* [Work to do] Tally the lines below that contain the word "document", and give only that number.

* [Excerpted data]
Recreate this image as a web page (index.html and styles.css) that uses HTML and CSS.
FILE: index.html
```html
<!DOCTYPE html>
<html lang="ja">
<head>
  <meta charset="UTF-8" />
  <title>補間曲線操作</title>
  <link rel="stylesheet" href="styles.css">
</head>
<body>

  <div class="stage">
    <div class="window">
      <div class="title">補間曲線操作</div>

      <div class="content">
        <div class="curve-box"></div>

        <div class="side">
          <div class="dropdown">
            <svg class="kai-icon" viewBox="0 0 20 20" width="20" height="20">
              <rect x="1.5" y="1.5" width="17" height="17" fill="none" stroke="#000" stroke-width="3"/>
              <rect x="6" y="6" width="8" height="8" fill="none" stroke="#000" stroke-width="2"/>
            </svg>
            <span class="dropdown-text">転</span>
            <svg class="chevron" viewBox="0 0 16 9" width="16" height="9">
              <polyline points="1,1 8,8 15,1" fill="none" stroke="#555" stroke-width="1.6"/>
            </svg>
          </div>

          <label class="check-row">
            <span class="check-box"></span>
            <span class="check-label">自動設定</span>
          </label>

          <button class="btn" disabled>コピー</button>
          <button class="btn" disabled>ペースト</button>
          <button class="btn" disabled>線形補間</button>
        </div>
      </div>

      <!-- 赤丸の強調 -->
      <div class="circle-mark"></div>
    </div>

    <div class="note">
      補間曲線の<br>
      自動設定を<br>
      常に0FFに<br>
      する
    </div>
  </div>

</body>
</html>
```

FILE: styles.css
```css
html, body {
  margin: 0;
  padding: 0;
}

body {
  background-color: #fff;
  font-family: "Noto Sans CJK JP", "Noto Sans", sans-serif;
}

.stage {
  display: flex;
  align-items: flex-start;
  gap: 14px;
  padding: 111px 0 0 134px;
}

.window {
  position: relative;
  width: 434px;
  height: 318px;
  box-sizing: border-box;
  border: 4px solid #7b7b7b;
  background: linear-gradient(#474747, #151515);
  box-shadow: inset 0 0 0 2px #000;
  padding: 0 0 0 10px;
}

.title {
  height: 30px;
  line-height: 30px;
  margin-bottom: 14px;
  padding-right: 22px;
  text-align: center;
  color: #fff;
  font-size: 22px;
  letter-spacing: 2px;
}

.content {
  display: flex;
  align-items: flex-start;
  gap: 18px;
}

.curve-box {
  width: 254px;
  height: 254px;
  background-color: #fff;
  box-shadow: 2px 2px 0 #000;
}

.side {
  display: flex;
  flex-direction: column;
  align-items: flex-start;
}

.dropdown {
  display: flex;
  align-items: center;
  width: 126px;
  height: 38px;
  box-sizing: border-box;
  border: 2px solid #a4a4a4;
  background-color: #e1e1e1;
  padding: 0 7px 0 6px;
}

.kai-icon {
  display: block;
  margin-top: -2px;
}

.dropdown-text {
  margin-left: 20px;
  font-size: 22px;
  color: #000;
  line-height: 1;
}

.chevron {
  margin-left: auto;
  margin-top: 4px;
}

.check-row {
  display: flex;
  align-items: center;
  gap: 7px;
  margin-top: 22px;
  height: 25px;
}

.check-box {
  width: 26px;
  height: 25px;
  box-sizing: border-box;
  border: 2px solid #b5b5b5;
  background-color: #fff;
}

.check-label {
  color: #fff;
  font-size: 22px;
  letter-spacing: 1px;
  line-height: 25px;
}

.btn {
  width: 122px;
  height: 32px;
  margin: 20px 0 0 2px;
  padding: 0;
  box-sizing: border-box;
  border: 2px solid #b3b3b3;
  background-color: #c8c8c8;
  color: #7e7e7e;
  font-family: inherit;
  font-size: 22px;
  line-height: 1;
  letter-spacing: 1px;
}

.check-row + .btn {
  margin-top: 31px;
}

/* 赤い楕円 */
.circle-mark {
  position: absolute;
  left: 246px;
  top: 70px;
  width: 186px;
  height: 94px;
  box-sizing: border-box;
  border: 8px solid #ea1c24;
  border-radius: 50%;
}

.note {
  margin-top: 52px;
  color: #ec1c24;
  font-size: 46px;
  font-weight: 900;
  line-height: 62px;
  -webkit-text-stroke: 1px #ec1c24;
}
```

...

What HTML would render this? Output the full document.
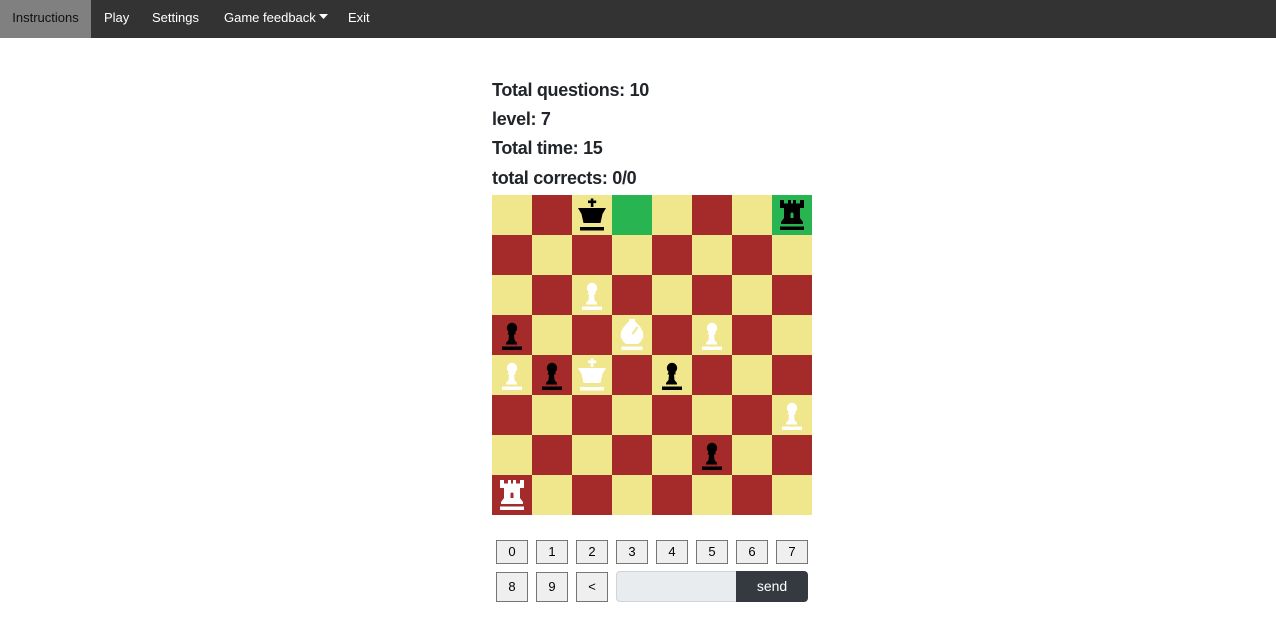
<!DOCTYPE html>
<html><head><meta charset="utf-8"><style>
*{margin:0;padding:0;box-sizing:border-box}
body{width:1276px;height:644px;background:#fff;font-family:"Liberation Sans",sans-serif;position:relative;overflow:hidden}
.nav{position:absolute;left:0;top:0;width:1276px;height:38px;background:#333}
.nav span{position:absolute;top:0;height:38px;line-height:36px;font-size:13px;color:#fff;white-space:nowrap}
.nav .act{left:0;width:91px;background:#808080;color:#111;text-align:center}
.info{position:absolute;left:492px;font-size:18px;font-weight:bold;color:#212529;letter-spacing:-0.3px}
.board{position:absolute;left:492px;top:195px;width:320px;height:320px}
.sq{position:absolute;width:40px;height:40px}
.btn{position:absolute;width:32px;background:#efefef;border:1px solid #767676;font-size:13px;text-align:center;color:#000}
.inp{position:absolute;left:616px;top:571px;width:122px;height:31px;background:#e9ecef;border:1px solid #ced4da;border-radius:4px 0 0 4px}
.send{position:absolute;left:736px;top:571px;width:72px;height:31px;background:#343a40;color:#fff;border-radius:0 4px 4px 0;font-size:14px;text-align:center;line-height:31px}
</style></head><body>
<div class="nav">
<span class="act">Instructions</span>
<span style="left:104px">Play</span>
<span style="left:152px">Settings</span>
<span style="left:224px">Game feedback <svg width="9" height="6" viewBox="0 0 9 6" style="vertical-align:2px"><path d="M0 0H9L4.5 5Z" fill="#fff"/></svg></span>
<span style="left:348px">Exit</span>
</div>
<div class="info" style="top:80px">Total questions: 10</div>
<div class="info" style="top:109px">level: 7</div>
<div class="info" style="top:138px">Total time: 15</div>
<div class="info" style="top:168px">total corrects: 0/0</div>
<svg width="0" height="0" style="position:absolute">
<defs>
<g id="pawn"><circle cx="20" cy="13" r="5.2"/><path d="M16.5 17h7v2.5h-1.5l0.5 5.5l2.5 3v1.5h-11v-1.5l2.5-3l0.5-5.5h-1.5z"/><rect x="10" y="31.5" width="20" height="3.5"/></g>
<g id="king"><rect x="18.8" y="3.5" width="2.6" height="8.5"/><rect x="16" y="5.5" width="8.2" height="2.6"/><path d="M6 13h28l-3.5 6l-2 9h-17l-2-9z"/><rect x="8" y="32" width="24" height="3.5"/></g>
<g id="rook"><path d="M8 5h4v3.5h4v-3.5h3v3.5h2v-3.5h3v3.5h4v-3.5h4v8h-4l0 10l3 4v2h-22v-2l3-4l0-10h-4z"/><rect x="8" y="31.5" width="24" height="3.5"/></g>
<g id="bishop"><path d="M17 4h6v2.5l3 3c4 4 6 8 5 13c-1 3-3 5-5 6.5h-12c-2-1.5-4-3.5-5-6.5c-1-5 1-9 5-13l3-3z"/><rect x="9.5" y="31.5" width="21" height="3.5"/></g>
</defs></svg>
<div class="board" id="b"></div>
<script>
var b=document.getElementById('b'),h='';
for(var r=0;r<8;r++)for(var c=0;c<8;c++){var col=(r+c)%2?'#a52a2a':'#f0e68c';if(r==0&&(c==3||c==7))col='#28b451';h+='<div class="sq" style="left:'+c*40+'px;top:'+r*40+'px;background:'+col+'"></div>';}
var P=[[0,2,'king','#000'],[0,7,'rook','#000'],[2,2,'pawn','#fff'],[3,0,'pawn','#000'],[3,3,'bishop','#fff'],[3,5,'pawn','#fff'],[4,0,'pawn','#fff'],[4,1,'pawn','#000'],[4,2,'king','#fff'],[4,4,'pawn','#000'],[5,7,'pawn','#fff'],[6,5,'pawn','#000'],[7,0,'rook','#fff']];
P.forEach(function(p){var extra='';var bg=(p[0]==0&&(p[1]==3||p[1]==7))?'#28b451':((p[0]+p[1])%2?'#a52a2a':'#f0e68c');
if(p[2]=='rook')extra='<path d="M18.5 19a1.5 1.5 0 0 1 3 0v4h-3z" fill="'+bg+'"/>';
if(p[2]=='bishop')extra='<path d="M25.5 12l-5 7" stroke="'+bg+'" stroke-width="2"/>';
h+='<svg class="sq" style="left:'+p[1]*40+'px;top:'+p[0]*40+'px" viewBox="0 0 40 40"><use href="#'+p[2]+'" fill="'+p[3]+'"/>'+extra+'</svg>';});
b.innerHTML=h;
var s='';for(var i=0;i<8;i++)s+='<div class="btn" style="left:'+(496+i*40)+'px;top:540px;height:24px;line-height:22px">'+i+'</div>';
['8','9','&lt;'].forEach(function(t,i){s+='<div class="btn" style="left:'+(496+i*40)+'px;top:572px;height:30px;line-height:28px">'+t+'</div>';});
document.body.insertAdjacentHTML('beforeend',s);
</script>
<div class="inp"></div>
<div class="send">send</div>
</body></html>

* [The solution] 3